情報通信研究機構(NICT)は4月3日、産業技術総合研究所(産総研)、上智大学、学習院大学と共同で、光ファイバ通信波長帯における超広帯域のスクィーズド光源とスクィーズド光を高精度に検出する光子数識別技術を開発したと発表した。

詳細は、英国科学誌「Scientific Reports」に掲載された。

近赤外領域から光通信波長帯に至る広い波長範囲をカバーする光源は、大容量光通信や光コヒーレンストモグラフィ、分光計測、センシングなどの様々な分野で活用され、現在では、1000nm以上におよぶ波長範囲の光源が開発されている。スクィーズド光は、レーザ光よりも雑音が小さいため、現在の1000倍以上の通信容量を実現する量子情報通信や、光計測の精度向上を実現するための光源として、その実用化が期待されている。しかし、スクィーズド光を広い波長帯域で生成し、かつその光子数を正確に計測するのは難しく、特に光ファイバ通信波長帯ではこれまで実現できていなかった。

今回、これまで10nm以下だったスクィーズド光の観測波長帯域を、10倍以上の波長幅110nm(周波数幅では13.4THz)まで広げた超広帯域のスクィーズド光源、およびスクィーズド光を超高感度で検出できる超伝導転移端センサを用いた光子数識別技術の開発に成功した。また、これにより、スクィーズド光の光子が偶数個の光子から構成されるという特殊な性質(偶数光子性)を直接観測することに成功したという。

これにより、波長多重による量子通信の大容量化が実現できる可能性を実証した。
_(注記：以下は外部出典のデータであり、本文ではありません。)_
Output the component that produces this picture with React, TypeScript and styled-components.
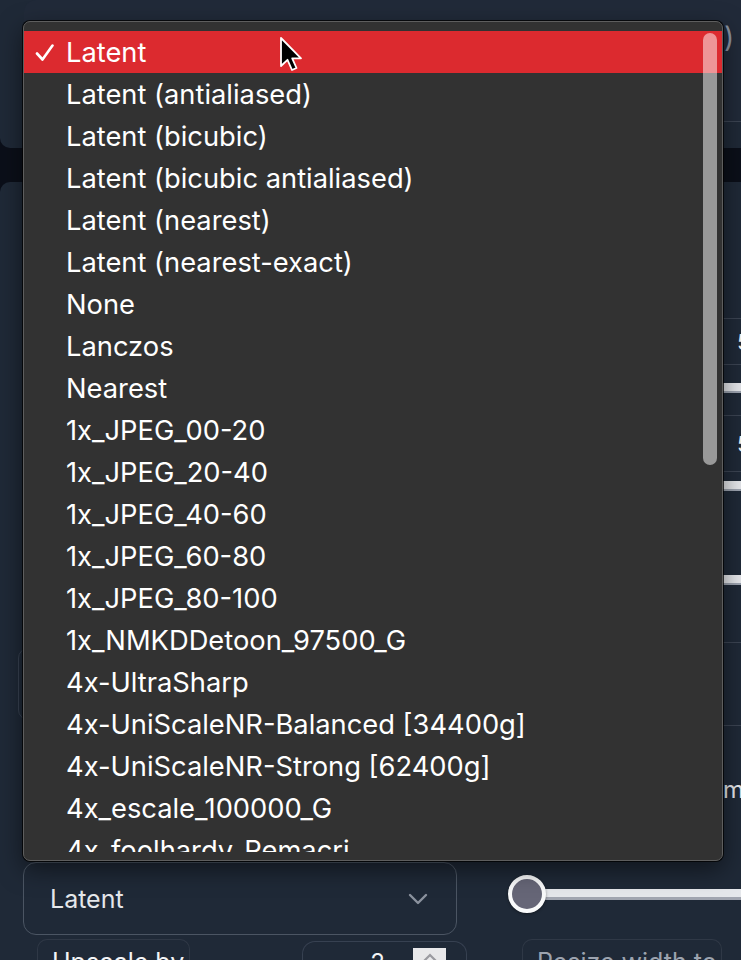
import React from "react";
import styled, { createGlobalStyle } from "styled-components";

const GlobalStyle = createGlobalStyle`
  html, body { margin: 0; padding: 0; background: #0b0f19; }
  body { font-family: Inter, "Noto Sans", "Liberation Sans", sans-serif; }
  * { box-sizing: border-box; }
`;

const Page = styled.div`
  position: relative;
  width: 741px;
  height: 960px;
  overflow: hidden;
  display: flex;
  flex-direction: column;
  background: #0b0f19;
`;

const TopPanel = styled.div`
  height: 148px;
  flex: none;
  width: 800px;
  background: #1f2937;
  border-bottom-left-radius: 10px;
  padding-left: 24px;
`;

const PromptBox = styled.div`
  height: 122px;
  width: 760px;
  background: #212a39;
  border-radius: 12px;
  border-bottom: 1px solid #3b4452;
  padding-left: 700px;
  padding-top: 20px;
  color: #8b93a1;
  font-size: 28px;
  line-height: 34px;
`;

const Gap = styled.div`
  height: 34px;
  flex: none;
`;

const MainPanel = styled.div`
  flex: 1;
  width: 800px;
  background: #1f2937;
  border-top-left-radius: 10px;
  display: flex;
  flex-direction: column;
`;

const UpperSection = styled.div`
  height: 680px;
  flex: none;
  display: flex;
`;

const LeftHidden = styled.div`
  width: 723px;
  flex: none;
  padding-left: 18px;
  padding-top: 466px;
`;

const HiddenBox = styled.div`
  width: 300px;
  height: 72px;
  border: 1px solid #374151;
  border-radius: 10px;
`;

const RightStrip = styled.div`
  flex: 1;
  display: flex;
  flex-direction: column;
`;

const NumberBox = styled.div<{ $top: number; $h: number }>`
  margin-top: ${(p) => p.$top}px;
  height: ${(p) => p.$h}px;
  border-top: 1px solid #3b4452;
  border-bottom: 1px solid #3b4452;
  display: flex;
  align-items: center;
  padding-left: 14px;
  color: #f3f4f6;
  font-size: 22px;
`;

const Track = styled.div<{ $top: number }>`
  margin-top: ${(p) => p.$top}px;
  height: 10px;
  background: #e5e7eb;
  border-bottom: 2px solid #9ca3af;
`;

const StripText = styled.div<{ $top: number }>`
  margin-top: ${(p) => p.$top}px;
  color: #e5e7eb;
  font-size: 24px;
  line-height: 28px;
`;

const BottomRow = styled.div`
  display: flex;
  align-items: center;
  height: 73px;
  flex: none;
  padding-left: 23px;
`;

const SelectBox = styled.div`
  width: 434px;
  height: 73px;
  border: 1.5px solid #4b5563;
  border-radius: 13px;
  background: #1f2937;
  display: flex;
  align-items: center;
  justify-content: space-between;
  padding: 0 28px 0 26px;
  color: #e5e7eb;
  font-size: 25px;
`;

const SliderWrap = styled.div`
  margin-left: 51px;
  flex: 1;
  display: flex;
  align-items: center;
  margin-top: -9px;
`;

const Thumb = styled.div`
  width: 38px;
  height: 38px;
  flex: none;
  border-radius: 50%;
  background: #666677;
  border: 4px solid #f9fafb;
  box-shadow: 0 1px 3px rgba(0, 0, 0, 0.4);
  position: relative;
  z-index: 1;
`;

const SliderTrack = styled.div`
  flex: 1;
  height: 11px;
  margin-left: -2px;
  background: #e5e7eb;
  border-bottom: 3px solid #a1a5b0;
`;

const LastRow = styled.div`
  display: flex;
  margin-top: 4px;
  height: 40px;
  flex: none;
`;

const LabelBox = styled.div<{ $left: number; $w: number; $dim?: boolean }>`
  margin-left: ${(p) => p.$left}px;
  width: ${(p) => p.$w}px;
  height: 40px;
  border: 1px solid #2f3846;
  border-bottom: none;
  border-radius: 10px 10px 0 0;
  padding: 8px 0 0 14px;
  color: ${(p) => (p.$dim ? "#9ca3af" : "#f3f4f6")};
  font-size: 25px;
  line-height: 28px;
  white-space: nowrap;
  overflow: hidden;
`;

const NumberInput = styled.div`
  margin-left: 112px;
  margin-top: 2px;
  width: 165px;
  height: 40px;
  border: 1.5px solid #374151;
  border-bottom: none;
  border-radius: 13px 13px 0 0;
  display: flex;
  padding: 6px 20px 0 0;
  justify-content: flex-end;
  gap: 28px;
  color: #f3f4f6;
  font-size: 24px;
`;

const SpinButton = styled.div`
  width: 33px;
  height: 32px;
  background: #e8e8ea;
  display: flex;
  justify-content: center;
  padding-top: 4px;
`;

const Menu = styled.div`
  position: absolute;
  left: 23px;
  top: 21px;
  width: 700px;
  height: 840px;
  background: #323232;
  border: 1px solid #5e5e5e;
  border-radius: 7px;
  box-shadow: 0 0 0 1px rgba(0, 0, 0, 0.75), 0 8px 24px rgba(0, 0, 0, 0.5);
  padding: 9px 0 8px;
  z-index: 10;
`;

const MenuList = styled.div`
  height: 100%;
  overflow: hidden;
`;

const MenuItem = styled.div<{ $selected?: boolean }>`
  position: relative;
  height: 42px;
  display: flex;
  align-items: center;
  padding-left: 42px;
  color: #ffffff;
  font-size: 27.3px;
  white-space: nowrap;
  background: ${(p) => (p.$selected ? "#dc2a2f" : "transparent")};
`;

const Check = styled.svg`
  position: absolute;
  left: 11px;
  top: 13px;
`;

const ScrollThumb = styled.div`
  position: absolute;
  left: 679px;
  top: 11px;
  width: 14px;
  height: 432px;
  border-radius: 7px;
  background: rgba(255, 255, 255, 0.5);
`;

const Cursor = styled.svg`
  position: absolute;
  left: 279px;
  top: 36px;
  z-index: 20;
`;

const items = [
  "Latent",
  "Latent (antialiased)",
  "Latent (bicubic)",
  "Latent (bicubic antialiased)",
  "Latent (nearest)",
  "Latent (nearest-exact)",
  "None",
  "Lanczos",
  "Nearest",
  "1x_JPEG_00-20",
  "1x_JPEG_20-40",
  "1x_JPEG_40-60",
  "1x_JPEG_60-80",
  "1x_JPEG_80-100",
  "1x_NMKDDetoon_97500_G",
  "4x-UltraSharp",
  "4x-UniScaleNR-Balanced [34400g]",
  "4x-UniScaleNR-Strong [62400g]",
  "4x_escale_100000_G",
  "4x_foolhardy_Remacri",
  "4x_NMKD-Siax_200k",
];

export default function App() {
  return (
    <>
      <GlobalStyle />
      <Page>
        <TopPanel>
          <PromptBox>)</PromptBox>
        </TopPanel>
        <Gap />
        <MainPanel>
          <UpperSection>
            <LeftHidden>
              <HiddenBox />
            </LeftHidden>
            <RightStrip>
              <NumberBox $top={136} $h={47}>5</NumberBox>
              <Track $top={18} />
              <NumberBox $top={22} $h={57}>5</NumberBox>
              <Track $top={9} />
              <Track $top={84} />
              <NumberBox $top={57} $h={84} />
              <StripText $top={50}>m</StripText>
            </RightStrip>
          </UpperSection>
          <BottomRow>
            <SelectBox>
              <span>Latent</span>
              <svg width="20" height="12" viewBox="0 0 20 12">
                <polyline
                  points="2,2 10,10 18,2"
                  fill="none"
                  stroke="#8b929e"
                  strokeWidth="2.4"
                  strokeLinecap="round"
                  strokeLinejoin="round"
                />
              </svg>
            </SelectBox>
            <SliderWrap>
              <Thumb />
              <SliderTrack />
            </SliderWrap>
          </BottomRow>
          <LastRow>
            <LabelBox $left={37} $w={153}>Upscale by</LabelBox>
            <NumberInput>
              <span>2</span>
              <SpinButton>
                <svg width="18" height="12" viewBox="0 0 18 12">
                  <polyline
                    points="2,10 9,3 16,10"
                    fill="none"
                    stroke="#9a9aa0"
                    strokeWidth="2.2"
                  />
                </svg>
              </SpinButton>
            </NumberInput>
            <LabelBox $left={55} $w={200} $dim>
              Resize width to
            </LabelBox>
          </LastRow>
        </MainPanel>

        <Menu>
          <MenuList>
            {items.map((label, i) => (
              <MenuItem key={label} $selected={i === 0}>
                {i === 0 && (
                  <Check width="20" height="18" viewBox="0 0 20 18">
                    <polyline
                      points="2,9.5 7.5,15.5 17.5,1.5"
                      fill="none"
                      stroke="#ffffff"
                      strokeWidth="2.6"
                      strokeLinecap="round"
                      strokeLinejoin="round"
                    />
                  </Check>
                )}
                {label}
              </MenuItem>
            ))}
          </MenuList>
          <ScrollThumb />
        </Menu>

        <Cursor width="26" height="40" viewBox="0 0 26 40">
          <path
            d="M2 2 L2 30 L8.5 23.8 L13 34 L17.5 32 L13.2 22.3 L22 22.3 Z"
            fill="#000"
            stroke="#fff"
            strokeWidth="1.8"
            strokeLinejoin="round"
          />
        </Cursor>
      </Page>
    </>
  );
}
また、光ファイバ通信波長帯という重要な波長帯で実現したことにより、安価で高性能の光部品との組み合わせが可能となり、実験室レベルにとどまっていた研究開発を光ファイバテストベッド上での実証を前提とした開発に移行させていくことが可能となった。これにより、量子技術による大容量光通信や、超高精度光計測の実現に向けた研究開発の加速化が期待されるとしている。

今後は、スクィーズド光源と光子数識別技術の性能をさらに改善しながら、光計測の高精度化に取り組むとともに、光ファイバネットワークのノード処理に導入することで光通信の低電力、大容量化を実現するための研究開発を進めていくとコメントしている。